[STATED EXERCISE]: Print the listing as it stands, omitting all images.

[DATASET SECTION]:
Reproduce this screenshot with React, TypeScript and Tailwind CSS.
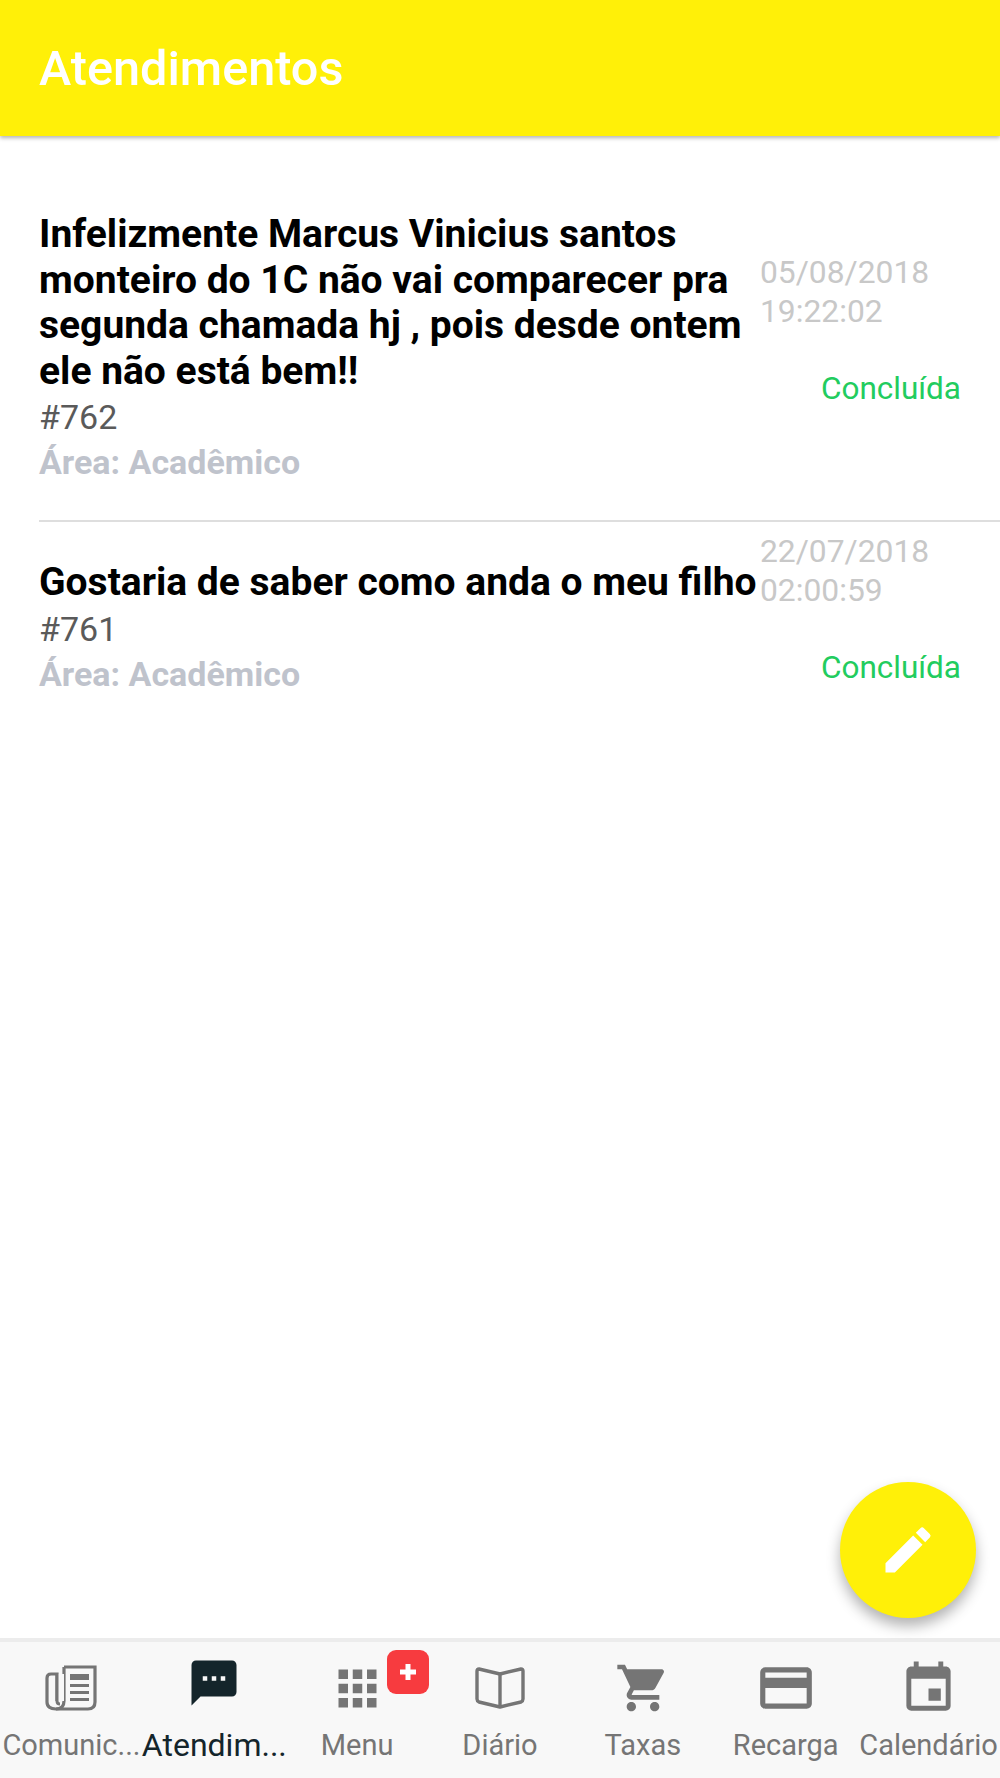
import React from "react";
import { MdShoppingCart, MdCreditCard, MdEvent, MdEdit, MdSms, MdApps } from "react-icons/md";

const font = { fontFamily: "Roboto, sans-serif" };

function Newspaper() {
  return (
    <svg width="52" height="46" viewBox="0 0 52 46" fill="none">
      <path d="M19 2 H50 V37 Q50 44 43 44 H11 Q2 44 2 37 V13 Q2 9 6 9 H12 V36" stroke="#757575" strokeWidth="3.2" />
      <path d="M19 2 V36 Q19 44 11 44" stroke="#757575" strokeWidth="3.2" />
      <rect x="12" y="9" width="7" height="27" fill="#f8f8f8" />
      <path d="M12 9 V36 Q12 39 15 39" stroke="#757575" strokeWidth="3" />
      <rect x="25" y="9" width="19" height="6" fill="#757575" />
      <rect x="25" y="19" width="19" height="3" fill="#757575" />
      <rect x="25" y="26" width="19" height="3" fill="#757575" />
      <rect x="25" y="33" width="19" height="3" fill="#757575" />
    </svg>
  );
}

function Book() {
  return (
    <svg width="50" height="44" viewBox="0 0 50 44" fill="none" stroke="#757575" strokeWidth="3.4" strokeLinejoin="round">
      <path d="M25 8 L4 3 Q2 3 2 5 V33 Q2 35 4 36 L25 41 L46 36 Q48 35 48 33 V5 Q48 3 46 3 Z" />
      <path d="M25 8 V41" />
    </svg>
  );
}

const Tab = ({ label, active, icon, badge }: { label: string; active?: boolean; icon: React.ReactNode; badge?: boolean }) => (
  <div className="relative flex min-w-0 flex-1 flex-col items-center">
    <div className="flex h-[85px] w-full items-center justify-center pt-[7px]">{icon}</div>
    <div className={`flex w-full justify-center whitespace-nowrap leading-[36px] ${active ? "text-[32px] text-[#14252b]" : "text-[29px] text-[#757575]"}`}>
      {label}
    </div>
    {badge && (
      <div className="absolute left-[101px] top-[8px] flex h-[44px] w-[42px] items-center justify-center rounded-[9px] bg-[#f73b3f]">
        <svg width="18" height="18" viewBox="0 0 18 18" fill="#fff">
          <rect x="6.5" y="1" width="5" height="16" />
          <rect x="1" y="6.5" width="16" height="5" />
        </svg>
      </div>
    )}
  </div>
);

const Ticket = ({ title, id, date, time, first }: { title: string; id: string; date: string; time: string; first?: boolean }) => (
  <div className={`flex ${first ? "h-[386px] border-b-2 border-[#dedede]" : ""}`}>
    <div className={`w-[721px] shrink-0 ${first ? "pt-[76px]" : "pt-[38px]"}`}>
      <div className="text-[39px] font-bold leading-[45.5px] text-black">{title}</div>
      <div className="text-[34px] leading-[46px] text-[#5a5a5a]">{id}</div>
      <div className="text-[34px] font-bold leading-[44px] text-[#bfc3cc]">Área: Acadêmico</div>
    </div>
    <div className={`flex-1 ${first ? "pt-[117px]" : "pt-[10px]"}`}>
      <div className="text-[31.8px] leading-[39px] text-[#c8c8c8]">{date}</div>
      <div className="text-[31.8px] leading-[39px] text-[#c8c8c8]">{time}</div>
      <div className="mt-[38px] pr-[39px] text-right text-[31.5px] leading-[39px] text-[#22cc5e]">Concluída</div>
    </div>
  </div>
);

export default function App() {
  return (
    <div className="flex h-[1778px] w-[1000px] flex-col overflow-hidden bg-white" style={font}>
      <header className="z-10 flex h-[136px] shrink-0 items-center bg-[#fff008] pl-[39px] pt-[2px] shadow-[0_2px_4px_rgba(0,0,0,0.3)]">
        <h1 className="text-[48.6px] font-medium text-white">Atendimentos</h1>
      </header>
      <main className="relative flex-1 pl-[39px]">
        <Ticket
          first
          title="Infelizmente Marcus Vinicius santos monteiro do 1C não vai comparecer pra segunda chamada hj , pois desde ontem ele não está bem!!"
          id="#762"
          date="05/08/2018"
          time="19:22:02"
        />
        <Ticket title="Gostaria de saber como anda o meu filho" id="#761" date="22/07/2018" time="02:00:59" />
        <button className="absolute left-[840px] top-[1346px] flex h-[136px] w-[136px] items-center justify-center rounded-full bg-[#fff008] shadow-[0_8px_14px_rgba(0,0,0,0.3)]">
          <MdEdit size={60} color="#fff" />
        </button>
      </main>
      <nav className="flex h-[140px] shrink-0 border-t-[4px] border-[#ececec] bg-[#f8f8f8]">
        <Tab label="Comunic..." icon={<Newspaper />} />
        <Tab label="Atendim..." active icon={<MdSms size={54} color="#14252b" className="mb-[11px]" />} />
        <Tab label="Menu" icon={<MdApps size={57} color="#757575" />} badge />
        <Tab label="Diário" icon={<Book />} />
        <Tab label="Taxas" icon={<MdShoppingCart size={56} color="#757575" />} />
        <Tab label="Recarga" icon={<MdCreditCard size={62} color="#757575" />} />
        <Tab label="Calendário" icon={<MdEvent size={59} color="#757575" />} />
      </nav>
    </div>
  );
}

[FINAL RESULT]:
Reproduce this screenshot with React, TypeScript and Tailwind CSS.
import React from "react";
import { MdShoppingCart, MdCreditCard, MdEvent, MdEdit, MdSms, MdApps } from "react-icons/md";

const font = { fontFamily: "Roboto, sans-serif" };

function Newspaper() {
  return (
    <svg width="52" height="46" viewBox="0 0 52 46" fill="none">
      <path d="M19 2 H50 V37 Q50 44 43 44 H11 Q2 44 2 37 V13 Q2 9 6 9 H12 V36" stroke="#757575" strokeWidth="3.2" />
      <path d="M19 2 V36 Q19 44 11 44" stroke="#757575" strokeWidth="3.2" />
      <rect x="12" y="9" width="7" height="27" fill="#f8f8f8" />
      <path d="M12 9 V36 Q12 39 15 39" stroke="#757575" strokeWidth="3" />
      <rect x="25" y="9" width="19" height="6" fill="#757575" />
      <rect x="25" y="19" width="19" height="3" fill="#757575" />
      <rect x="25" y="26" width="19" height="3" fill="#757575" />
      <rect x="25" y="33" width="19" height="3" fill="#757575" />
    </svg>
  );
}

function Book() {
  return (
    <svg width="50" height="44" viewBox="0 0 50 44" fill="none" stroke="#757575" strokeWidth="3.4" strokeLinejoin="round">
      <path d="M25 8 L4 3 Q2 3 2 5 V33 Q2 35 4 36 L25 41 L46 36 Q48 35 48 33 V5 Q48 3 46 3 Z" />
      <path d="M25 8 V41" />
    </svg>
  );
}

const Tab = ({ label, active, icon, badge }: { label: string; active?: boolean; icon: React.ReactNode; badge?: boolean }) => (
  <div className="relative flex min-w-0 flex-1 flex-col items-center">
    <div className="flex h-[85px] w-full items-center justify-center pt-[7px]">{icon}</div>
    <div className={`flex w-full justify-center whitespace-nowrap leading-[36px] ${active ? "text-[32px] text-[#14252b]" : "text-[29px] text-[#757575]"}`}>
      {label}
    </div>
    {badge && (
      <div className="absolute left-[101px] top-[8px] flex h-[44px] w-[42px] items-center justify-center rounded-[9px] bg-[#f73b3f]">
        <svg width="18" height="18" viewBox="0 0 18 18" fill="#fff">
          <rect x="6.5" y="1" width="5" height="16" />
          <rect x="1" y="6.5" width="16" height="5" />
        </svg>
      </div>
    )}
  </div>
);

const Ticket = ({ title, id, date, time, first }: { title: string; id: string; date: string; time: string; first?: boolean }) => (
  <div className={`flex ${first ? "h-[386px] border-b-2 border-[#dedede]" : ""}`}>
    <div className={`w-[721px] shrink-0 ${first ? "pt-[76px]" : "pt-[38px]"}`}>
      <div className="text-[39px] font-bold leading-[45.5px] text-black">{title}</div>
      <div className="text-[34px] leading-[46px] text-[#5a5a5a]">{id}</div>
      <div className="text-[34px] font-bold leading-[44px] text-[#bfc3cc]">Área: Acadêmico</div>
    </div>
    <div className={`flex-1 ${first ? "pt-[117px]" : "pt-[10px]"}`}>
      <div className="text-[31.8px] leading-[39px] text-[#c8c8c8]">{date}</div>
      <div className="text-[31.8px] leading-[39px] text-[#c8c8c8]">{time}</div>
      <div className="mt-[38px] pr-[39px] text-right text-[31.5px] leading-[39px] text-[#22cc5e]">Concluída</div>
    </div>
  </div>
);

export default function App() {
  return (
    <div className="flex h-[1778px] w-[1000px] flex-col overflow-hidden bg-white" style={font}>
      <header className="z-10 flex h-[136px] shrink-0 items-center bg-[#fff008] pl-[39px] pt-[2px] shadow-[0_2px_4px_rgba(0,0,0,0.3)]">
        <h1 className="text-[48.6px] font-medium text-white">Atendimentos</h1>
      </header>
      <main className="relative flex-1 pl-[39px]">
        <Ticket
          first
          title="Infelizmente Marcus Vinicius santos monteiro do 1C não vai comparecer pra segunda chamada hj , pois desde ontem ele não está bem!!"
          id="#762"
          date="05/08/2018"
          time="19:22:02"
        />
        <Ticket title="Gostaria de saber como anda o meu filho" id="#761" date="22/07/2018" time="02:00:59" />
        <button className="absolute left-[840px] top-[1346px] flex h-[136px] w-[136px] items-center justify-center rounded-full bg-[#fff008] shadow-[0_8px_14px_rgba(0,0,0,0.3)]">
          <MdEdit size={60} color="#fff" />
        </button>
      </main>
      <nav className="flex h-[140px] shrink-0 border-t-[4px] border-[#ececec] bg-[#f8f8f8]">
        <Tab label="Comunic..." icon={<Newspaper />} />
        <Tab label="Atendim..." active icon={<MdSms size={54} color="#14252b" className="mb-[11px]" />} />
        <Tab label="Menu" icon={<MdApps size={57} color="#757575" />} badge />
        <Tab label="Diário" icon={<Book />} />
        <Tab label="Taxas" icon={<MdShoppingCart size={56} color="#757575" />} />
        <Tab label="Recarga" icon={<MdCreditCard size={62} color="#757575" />} />
        <Tab label="Calendário" icon={<MdEvent size={59} color="#757575" />} />
      </nav>
    </div>
  );
}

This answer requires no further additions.